Siento que le cabe a Gregorio Cuartas el calificativo de pintor de lo sagrado. Esa es su poética: la conexión con lo inefable, el punto de imantación del secreto. Lo espera, le sirve, se dispone. Pero sabe a la vez que no depende de él. 

Ese encuentro, anhelo de todos sus días y noches, puede darse o no y le corresponde al artista prepararse para recibir lo improbable.

Gregorio Cuartas vive hace muchos años en Paris pero no deja de venir a Colombia. Le pregunto qué le mueve a ello. Me responde que el calor, la luz, la entrañable memoria.

Como todo en él, Gregorio Cuartas es un arquitecto autodidacta. En esa condición diseñó y lideró la construcción de dos monasterios benedictinos en las montañas de Guatapé.

Pero si es como un monje, pienso yo, uno de esos ermitaños antiguos o medievales.
A la vez activo, curioso, contemplativo. Un monje que se mueve e inquiere, uno que no se detiene, uno que sabe quedarse quieto.

Me habla de Colombia, de sus viajes recientes: Santander y Valledupar y el Urabá antioqueño. Su actividad es asombrosa, lo llaman los paisajes, los amigos y familiares. Y las voces de la infancia, esa luz que la imaginación cobija y prolonga.

Le pregunto cómo se relaciona con sus cuadros. Me parece que lo cruza una curiosa tristeza. Me dice que es melancólico pero que la pintura se aviene con esa tristeza feliz.

Ama sus cuadros, los conoce, se reconoce en ellos. Me cuenta que un día, hace mucho tiempo, en sus primeros meses de incursión en Europa, andaba de un lado a otro con sus carpetas. Un día las dejó olvidadas por un momento en el techo de un auto. El auto se fue y con él sus dibujos. Inquieto se puso a buscarlos. Encontró uno de ellos en la vitrina de un almacén de arte a pocos metros de allí.
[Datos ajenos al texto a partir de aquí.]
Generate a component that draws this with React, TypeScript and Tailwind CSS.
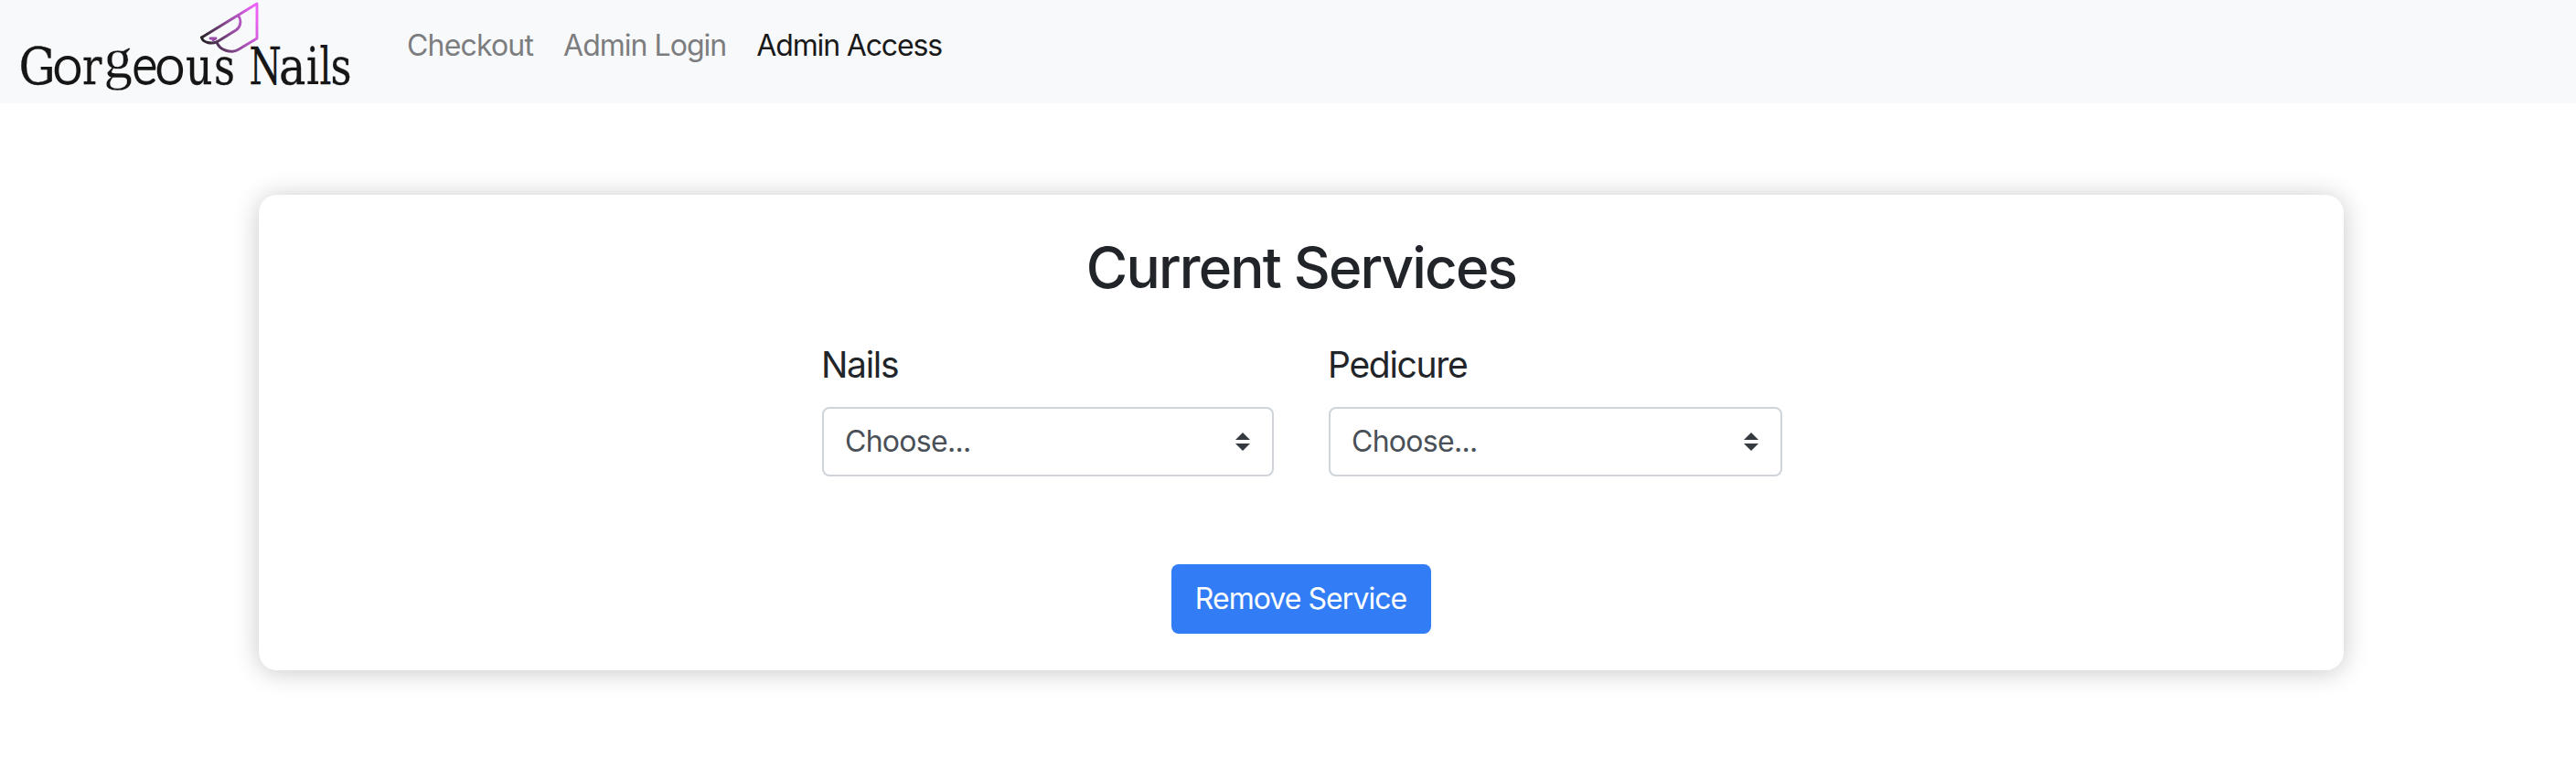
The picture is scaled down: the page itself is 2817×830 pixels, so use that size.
import React from "react";

type Glyph = { ch: string; x: number; y?: number; sx: number; face?: "slab" | "round" | "book" };

const letters: Glyph[] = [
  { ch: "G", x: 20.5, sx: 0.9 },
  { ch: "o", x: 57.5, sx: 0.98, face: "round" },
  { ch: "r", x: 90, sx: 0.8 },
  { ch: "g", x: 113.5, y: 85, sx: 0.98, face: "book" },
  { ch: "e", x: 144.5, sx: 0.88, face: "round" },
  { ch: "o", x: 169.5, sx: 0.98, face: "round" },
  { ch: "u", x: 203, sx: 0.82 },
  { ch: "s", x: 234, sx: 0.8 },
  { ch: "N", x: 272.5, sx: 0.72 },
  { ch: "a", x: 305, sx: 0.88 },
  { ch: "i", x: 335, sx: 0.78 },
  { ch: "l", x: 349.5, sx: 0.72 },
  { ch: "s", x: 361.5, sx: 0.8 },
];

const faces = {
  slab: "font-['DejaVu_Serif',serif] text-[56px] stroke-[#161616] stroke-[0.3px]",
  round: "font-['Lato',sans-serif] font-light text-[60px] stroke-[#161616] stroke-[1.8px]",
  book: "font-['Liberation_Serif',serif] text-[64px] stroke-[#f8f9fb] stroke-[0.3px]",
};

function Logo() {
  return (
    <svg width="445" height="113" viewBox="0 0 445 113" className="shrink-0" aria-label="Gorgeous Nails">
      <defs>
        <linearGradient id="nail" gradientUnits="userSpaceOnUse" x1="220" y1="44" x2="281" y2="20">
          <stop offset="0" stopColor="#242024" />
          <stop offset="0.5" stopColor="#8b4a96" />
          <stop offset="1" stopColor="#ea62f7" />
        </linearGradient>
      </defs>
      <g fill="#161616">
        {letters.map((l, i) => (
          <text
            key={i}
            className={faces[l.face ?? "slab"]}
            transform={`translate(${l.x} ${l.y ?? 92}) scale(${l.sx} 1)`}
          >
            {l.ch}
          </text>
        ))}
      </g>
      <g fill="none" stroke="url(#nail)" strokeWidth="2.9" strokeLinecap="round" strokeLinejoin="round">
        <path d="M220.500 41 281 4V42L261 54C253 59 240 55 237 46" />
        <path d="M260.500 17C264 21 264 29 258 33L237 46C231 48 222 47 220.500 41" />
        <path stroke="#9a4fa6" d="M230 42h6l-3 1.800" />
      </g>
    </svg>
  );
}

function Picker({ label, width }: { label: string; width: string }) {
  return (
    <div className={width}>
      <label className="-ml-px block text-[39px] leading-[48px] tracking-[-1.3px]">{label}</label>
      <div className="relative mt-[22px]">
        <select className="block h-[76px] w-full appearance-none rounded-lg border-2 border-[#ced4da] bg-white px-[23px] text-[32px] tracking-[-0.72px] text-[#495057]">
          <option>Choose...</option>
        </select>
        <svg
          width="16"
          height="20"
          viewBox="0 0 4 5"
          className="pointer-events-none absolute top-[28px] right-[26px]"
        >
          <path fill="#343a40" d="M2 0L0 2h4zm0 5L0 3h4z" />
        </svg>
      </div>
    </div>
  );
}

export default function App() {
  return (
    <div className="min-h-[830px] bg-white font-['Inter',sans-serif] text-[#212529]">
      <header className="flex h-[113px] items-start bg-[#f8f9fb]">
        <Logo />
        <nav className="flex gap-[33px] pt-[26px] text-[32px] leading-[48px]">
          <a className="tracking-[-0.83px] text-[#7c7d7e]">Checkout</a>
          <a className="tracking-[-0.97px] text-[#7c7d7e]">Admin Login</a>
          <a className="tracking-[-1.15px] text-[#191919]">Admin Access</a>
        </nav>
      </header>
      <main className="mt-[100px] ml-[283px] flex h-[520px] w-[2280px] flex-col items-center rounded-[20px] bg-white pt-[42px] shadow-[0_2px_28px_rgba(0,0,0,0.22)]">
        <h1 className="text-[62px] leading-[76px] font-medium tracking-[-1.85px]">Current Services</h1>
        <div className="mt-[44px] flex gap-[60px] pl-[2px]">
          <Picker label="Nails" width="w-[494px]" />
          <Picker label="Pedicure" width="w-[496px]" />
        </div>
        <button className="mt-24 h-[76px] w-[284px] rounded-lg bg-[#327df6] pr-px text-[32px] tracking-[-0.95px] text-white">
          Remove Service
        </button>
      </main>
    </div>
  );
}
Se emocionó. El administrador le dijo: ‘nos gusta su pintura, el dueño tiene el resto de los dibujos y quiere exponerlos’.

Le tiento al final con esta pregunta: quién quisiera que estuviera aquí con nosotros. 

Sin dudarlo y con una chispa de felicidad, como si imaginara que podíamos pasar de la invocación a la presencia, me dice: querría que viniera Piero de la Francesca, acaso para que me diga que estoy equivocado en lo que pienso y así me encaminara por esa luz suya que cuida los seres.